* What is required: Reproduce the listing word for word, leaving every picture behind.

◇ ◇ ◇ ◇ ◇

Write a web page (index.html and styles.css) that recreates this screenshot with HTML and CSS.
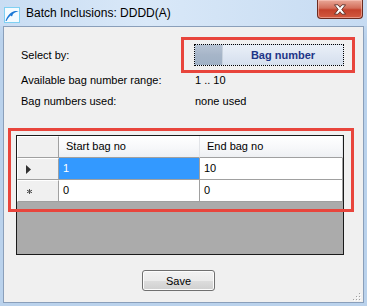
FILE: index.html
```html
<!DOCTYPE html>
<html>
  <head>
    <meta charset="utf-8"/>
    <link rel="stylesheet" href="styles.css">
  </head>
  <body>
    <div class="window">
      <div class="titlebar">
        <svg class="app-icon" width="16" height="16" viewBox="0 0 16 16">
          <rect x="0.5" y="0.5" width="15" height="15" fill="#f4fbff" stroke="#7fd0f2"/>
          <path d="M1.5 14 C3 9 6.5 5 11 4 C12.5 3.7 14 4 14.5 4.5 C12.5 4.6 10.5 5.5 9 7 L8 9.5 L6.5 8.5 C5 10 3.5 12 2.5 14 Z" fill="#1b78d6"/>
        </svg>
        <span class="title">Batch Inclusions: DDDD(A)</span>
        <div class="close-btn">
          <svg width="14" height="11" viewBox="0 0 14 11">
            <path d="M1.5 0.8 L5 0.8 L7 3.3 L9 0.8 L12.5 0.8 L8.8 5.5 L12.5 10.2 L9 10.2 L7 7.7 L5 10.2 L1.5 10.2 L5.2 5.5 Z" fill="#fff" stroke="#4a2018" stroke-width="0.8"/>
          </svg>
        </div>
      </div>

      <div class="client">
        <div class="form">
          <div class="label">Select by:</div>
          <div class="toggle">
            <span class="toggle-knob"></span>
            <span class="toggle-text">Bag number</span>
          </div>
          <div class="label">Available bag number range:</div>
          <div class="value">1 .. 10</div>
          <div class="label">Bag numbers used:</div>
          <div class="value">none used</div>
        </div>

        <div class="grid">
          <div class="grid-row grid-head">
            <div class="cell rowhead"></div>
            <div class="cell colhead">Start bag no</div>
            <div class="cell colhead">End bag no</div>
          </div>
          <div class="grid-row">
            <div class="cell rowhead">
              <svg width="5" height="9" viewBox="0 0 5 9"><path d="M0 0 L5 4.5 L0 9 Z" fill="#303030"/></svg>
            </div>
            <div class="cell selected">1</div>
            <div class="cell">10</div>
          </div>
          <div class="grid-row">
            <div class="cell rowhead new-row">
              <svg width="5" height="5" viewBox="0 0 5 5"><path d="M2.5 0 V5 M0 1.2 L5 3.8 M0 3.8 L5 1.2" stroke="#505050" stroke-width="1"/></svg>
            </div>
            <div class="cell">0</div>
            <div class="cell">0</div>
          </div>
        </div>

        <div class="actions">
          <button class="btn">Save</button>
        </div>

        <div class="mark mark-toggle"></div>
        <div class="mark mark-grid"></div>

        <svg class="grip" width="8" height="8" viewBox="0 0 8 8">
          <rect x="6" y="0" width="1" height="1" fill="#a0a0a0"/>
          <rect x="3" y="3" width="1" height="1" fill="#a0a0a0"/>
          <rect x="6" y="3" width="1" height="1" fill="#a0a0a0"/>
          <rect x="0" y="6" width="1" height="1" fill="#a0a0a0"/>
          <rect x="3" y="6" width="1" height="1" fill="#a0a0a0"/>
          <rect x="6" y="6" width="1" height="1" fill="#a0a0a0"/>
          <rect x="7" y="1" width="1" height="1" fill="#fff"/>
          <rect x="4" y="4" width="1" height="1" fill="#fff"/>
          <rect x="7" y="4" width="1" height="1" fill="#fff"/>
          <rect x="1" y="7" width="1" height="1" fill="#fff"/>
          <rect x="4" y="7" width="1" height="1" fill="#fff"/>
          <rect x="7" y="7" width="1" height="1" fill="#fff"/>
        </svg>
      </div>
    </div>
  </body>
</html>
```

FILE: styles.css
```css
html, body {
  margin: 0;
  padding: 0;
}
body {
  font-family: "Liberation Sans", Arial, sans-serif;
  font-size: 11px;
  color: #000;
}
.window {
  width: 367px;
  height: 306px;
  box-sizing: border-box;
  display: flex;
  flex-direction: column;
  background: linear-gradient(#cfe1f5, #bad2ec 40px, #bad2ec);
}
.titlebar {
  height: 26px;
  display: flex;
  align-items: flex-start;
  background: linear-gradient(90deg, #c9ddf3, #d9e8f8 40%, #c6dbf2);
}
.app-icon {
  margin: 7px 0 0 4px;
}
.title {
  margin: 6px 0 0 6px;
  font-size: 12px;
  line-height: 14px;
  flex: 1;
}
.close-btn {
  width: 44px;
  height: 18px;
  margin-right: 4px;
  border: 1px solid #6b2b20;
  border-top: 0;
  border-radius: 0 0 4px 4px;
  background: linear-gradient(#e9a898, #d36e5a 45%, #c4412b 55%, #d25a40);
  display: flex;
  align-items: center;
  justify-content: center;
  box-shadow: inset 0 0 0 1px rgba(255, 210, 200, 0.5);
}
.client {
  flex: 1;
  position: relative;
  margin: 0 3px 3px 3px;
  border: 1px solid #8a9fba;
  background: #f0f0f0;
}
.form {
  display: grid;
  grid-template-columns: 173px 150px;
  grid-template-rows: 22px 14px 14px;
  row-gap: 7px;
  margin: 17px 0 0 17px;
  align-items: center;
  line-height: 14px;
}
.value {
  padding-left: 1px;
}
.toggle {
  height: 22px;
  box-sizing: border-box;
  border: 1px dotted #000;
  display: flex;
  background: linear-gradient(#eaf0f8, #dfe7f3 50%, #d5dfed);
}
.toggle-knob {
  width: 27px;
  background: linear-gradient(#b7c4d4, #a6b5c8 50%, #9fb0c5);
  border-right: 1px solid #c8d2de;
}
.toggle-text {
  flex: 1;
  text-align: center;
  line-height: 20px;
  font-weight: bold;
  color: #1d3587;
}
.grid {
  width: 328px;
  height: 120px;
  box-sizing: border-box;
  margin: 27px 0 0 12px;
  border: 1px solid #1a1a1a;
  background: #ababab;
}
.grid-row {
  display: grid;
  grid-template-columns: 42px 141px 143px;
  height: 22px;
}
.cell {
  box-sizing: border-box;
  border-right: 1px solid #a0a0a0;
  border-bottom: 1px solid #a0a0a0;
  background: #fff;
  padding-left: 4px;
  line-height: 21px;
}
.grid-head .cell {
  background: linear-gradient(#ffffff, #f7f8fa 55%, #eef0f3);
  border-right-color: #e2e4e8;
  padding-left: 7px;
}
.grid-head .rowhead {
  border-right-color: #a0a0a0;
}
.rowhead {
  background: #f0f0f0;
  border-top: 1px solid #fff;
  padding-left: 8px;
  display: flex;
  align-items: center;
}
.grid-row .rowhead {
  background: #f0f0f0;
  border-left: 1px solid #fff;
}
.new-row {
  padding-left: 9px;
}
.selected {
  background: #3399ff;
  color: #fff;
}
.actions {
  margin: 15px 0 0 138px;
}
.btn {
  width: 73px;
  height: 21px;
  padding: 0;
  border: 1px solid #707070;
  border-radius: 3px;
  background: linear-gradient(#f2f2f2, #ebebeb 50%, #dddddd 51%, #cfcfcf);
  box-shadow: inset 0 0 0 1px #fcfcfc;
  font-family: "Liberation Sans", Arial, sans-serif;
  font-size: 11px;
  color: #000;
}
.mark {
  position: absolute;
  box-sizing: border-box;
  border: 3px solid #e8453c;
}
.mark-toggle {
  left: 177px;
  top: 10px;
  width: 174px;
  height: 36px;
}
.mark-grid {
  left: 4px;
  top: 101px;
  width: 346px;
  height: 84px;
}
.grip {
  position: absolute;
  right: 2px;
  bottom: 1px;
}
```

◇ ◇ ◇ ◇ ◇

* Result of this task:
Write a web page (index.html and styles.css) that recreates this screenshot with HTML and CSS.
FILE: index.html
```html
<!DOCTYPE html>
<html>
  <head>
    <meta charset="utf-8"/>
    <link rel="stylesheet" href="styles.css">
  </head>
  <body>
    <div class="window">
      <div class="titlebar">
        <svg class="app-icon" width="16" height="16" viewBox="0 0 16 16">
          <rect x="0.5" y="0.5" width="15" height="15" fill="#f4fbff" stroke="#7fd0f2"/>
          <path d="M1.5 14 C3 9 6.5 5 11 4 C12.5 3.7 14 4 14.5 4.5 C12.5 4.6 10.5 5.5 9 7 L8 9.5 L6.5 8.5 C5 10 3.5 12 2.5 14 Z" fill="#1b78d6"/>
        </svg>
        <span class="title">Batch Inclusions: DDDD(A)</span>
        <div class="close-btn">
          <svg width="14" height="11" viewBox="0 0 14 11">
            <path d="M1.5 0.8 L5 0.8 L7 3.3 L9 0.8 L12.5 0.8 L8.8 5.5 L12.5 10.2 L9 10.2 L7 7.7 L5 10.2 L1.5 10.2 L5.2 5.5 Z" fill="#fff" stroke="#4a2018" stroke-width="0.8"/>
          </svg>
        </div>
      </div>

      <div class="client">
        <div class="form">
          <div class="label">Select by:</div>
          <div class="toggle">
            <span class="toggle-knob"></span>
            <span class="toggle-text">Bag number</span>
          </div>
          <div class="label">Available bag number range:</div>
          <div class="value">1 .. 10</div>
          <div class="label">Bag numbers used:</div>
          <div class="value">none used</div>
        </div>

        <div class="grid">
          <div class="grid-row grid-head">
            <div class="cell rowhead"></div>
            <div class="cell colhead">Start bag no</div>
            <div class="cell colhead">End bag no</div>
          </div>
          <div class="grid-row">
            <div class="cell rowhead">
              <svg width="5" height="9" viewBox="0 0 5 9"><path d="M0 0 L5 4.5 L0 9 Z" fill="#303030"/></svg>
            </div>
            <div class="cell selected">1</div>
            <div class="cell">10</div>
          </div>
          <div class="grid-row">
            <div class="cell rowhead new-row">
              <svg width="5" height="5" viewBox="0 0 5 5"><path d="M2.5 0 V5 M0 1.2 L5 3.8 M0 3.8 L5 1.2" stroke="#505050" stroke-width="1"/></svg>
            </div>
            <div class="cell">0</div>
            <div class="cell">0</div>
          </div>
        </div>

        <div class="actions">
          <button class="btn">Save</button>
        </div>

        <div class="mark mark-toggle"></div>
        <div class="mark mark-grid"></div>

        <svg class="grip" width="8" height="8" viewBox="0 0 8 8">
          <rect x="6" y="0" width="1" height="1" fill="#a0a0a0"/>
          <rect x="3" y="3" width="1" height="1" fill="#a0a0a0"/>
          <rect x="6" y="3" width="1" height="1" fill="#a0a0a0"/>
          <rect x="0" y="6" width="1" height="1" fill="#a0a0a0"/>
          <rect x="3" y="6" width="1" height="1" fill="#a0a0a0"/>
          <rect x="6" y="6" width="1" height="1" fill="#a0a0a0"/>
          <rect x="7" y="1" width="1" height="1" fill="#fff"/>
          <rect x="4" y="4" width="1" height="1" fill="#fff"/>
          <rect x="7" y="4" width="1" height="1" fill="#fff"/>
          <rect x="1" y="7" width="1" height="1" fill="#fff"/>
          <rect x="4" y="7" width="1" height="1" fill="#fff"/>
          <rect x="7" y="7" width="1" height="1" fill="#fff"/>
        </svg>
      </div>
    </div>
  </body>
</html>
```

FILE: styles.css
```css
html, body {
  margin: 0;
  padding: 0;
}
body {
  font-family: "Liberation Sans", Arial, sans-serif;
  font-size: 11px;
  color: #000;
}
.window {
  width: 367px;
  height: 306px;
  box-sizing: border-box;
  display: flex;
  flex-direction: column;
  background: linear-gradient(#cfe1f5, #bad2ec 40px, #bad2ec);
}
.titlebar {
  height: 26px;
  display: flex;
  align-items: flex-start;
  background: linear-gradient(90deg, #c9ddf3, #d9e8f8 40%, #c6dbf2);
}
.app-icon {
  margin: 7px 0 0 4px;
}
.title {
  margin: 6px 0 0 6px;
  font-size: 12px;
  line-height: 14px;
  flex: 1;
}
.close-btn {
  width: 44px;
  height: 18px;
  margin-right: 4px;
  border: 1px solid #6b2b20;
  border-top: 0;
  border-radius: 0 0 4px 4px;
  background: linear-gradient(#e9a898, #d36e5a 45%, #c4412b 55%, #d25a40);
  display: flex;
  align-items: center;
  justify-content: center;
  box-shadow: inset 0 0 0 1px rgba(255, 210, 200, 0.5);
}
.client {
  flex: 1;
  position: relative;
  margin: 0 3px 3px 3px;
  border: 1px solid #8a9fba;
  background: #f0f0f0;
}
.form {
  display: grid;
  grid-template-columns: 173px 150px;
  grid-template-rows: 22px 14px 14px;
  row-gap: 7px;
  margin: 17px 0 0 17px;
  align-items: center;
  line-height: 14px;
}
.value {
  padding-left: 1px;
}
.toggle {
  height: 22px;
  box-sizing: border-box;
  border: 1px dotted #000;
  display: flex;
  background: linear-gradient(#eaf0f8, #dfe7f3 50%, #d5dfed);
}
.toggle-knob {
  width: 27px;
  background: linear-gradient(#b7c4d4, #a6b5c8 50%, #9fb0c5);
  border-right: 1px solid #c8d2de;
}
.toggle-text {
  flex: 1;
  text-align: center;
  line-height: 20px;
  font-weight: bold;
  color: #1d3587;
}
.grid {
  width: 328px;
  height: 120px;
  box-sizing: border-box;
  margin: 27px 0 0 12px;
  border: 1px solid #1a1a1a;
  background: #ababab;
}
.grid-row {
  display: grid;
  grid-template-columns: 42px 141px 143px;
  height: 22px;
}
.cell {
  box-sizing: border-box;
  border-right: 1px solid #a0a0a0;
  border-bottom: 1px solid #a0a0a0;
  background: #fff;
  padding-left: 4px;
  line-height: 21px;
}
.grid-head .cell {
  background: linear-gradient(#ffffff, #f7f8fa 55%, #eef0f3);
  border-right-color: #e2e4e8;
  padding-left: 7px;
}
.grid-head .rowhead {
  border-right-color: #a0a0a0;
}
.rowhead {
  background: #f0f0f0;
  border-top: 1px solid #fff;
  padding-left: 8px;
  display: flex;
  align-items: center;
}
.grid-row .rowhead {
  background: #f0f0f0;
  border-left: 1px solid #fff;
}
.new-row {
  padding-left: 9px;
}
.selected {
  background: #3399ff;
  color: #fff;
}
.actions {
  margin: 15px 0 0 138px;
}
.btn {
  width: 73px;
  height: 21px;
  padding: 0;
  border: 1px solid #707070;
  border-radius: 3px;
  background: linear-gradient(#f2f2f2, #ebebeb 50%, #dddddd 51%, #cfcfcf);
  box-shadow: inset 0 0 0 1px #fcfcfc;
  font-family: "Liberation Sans", Arial, sans-serif;
  font-size: 11px;
  color: #000;
}
.mark {
  position: absolute;
  box-sizing: border-box;
  border: 3px solid #e8453c;
}
.mark-toggle {
  left: 177px;
  top: 10px;
  width: 174px;
  height: 36px;
}
.mark-grid {
  left: 4px;
  top: 101px;
  width: 346px;
  height: 84px;
}
.grip {
  position: absolute;
  right: 2px;
  bottom: 1px;
}
```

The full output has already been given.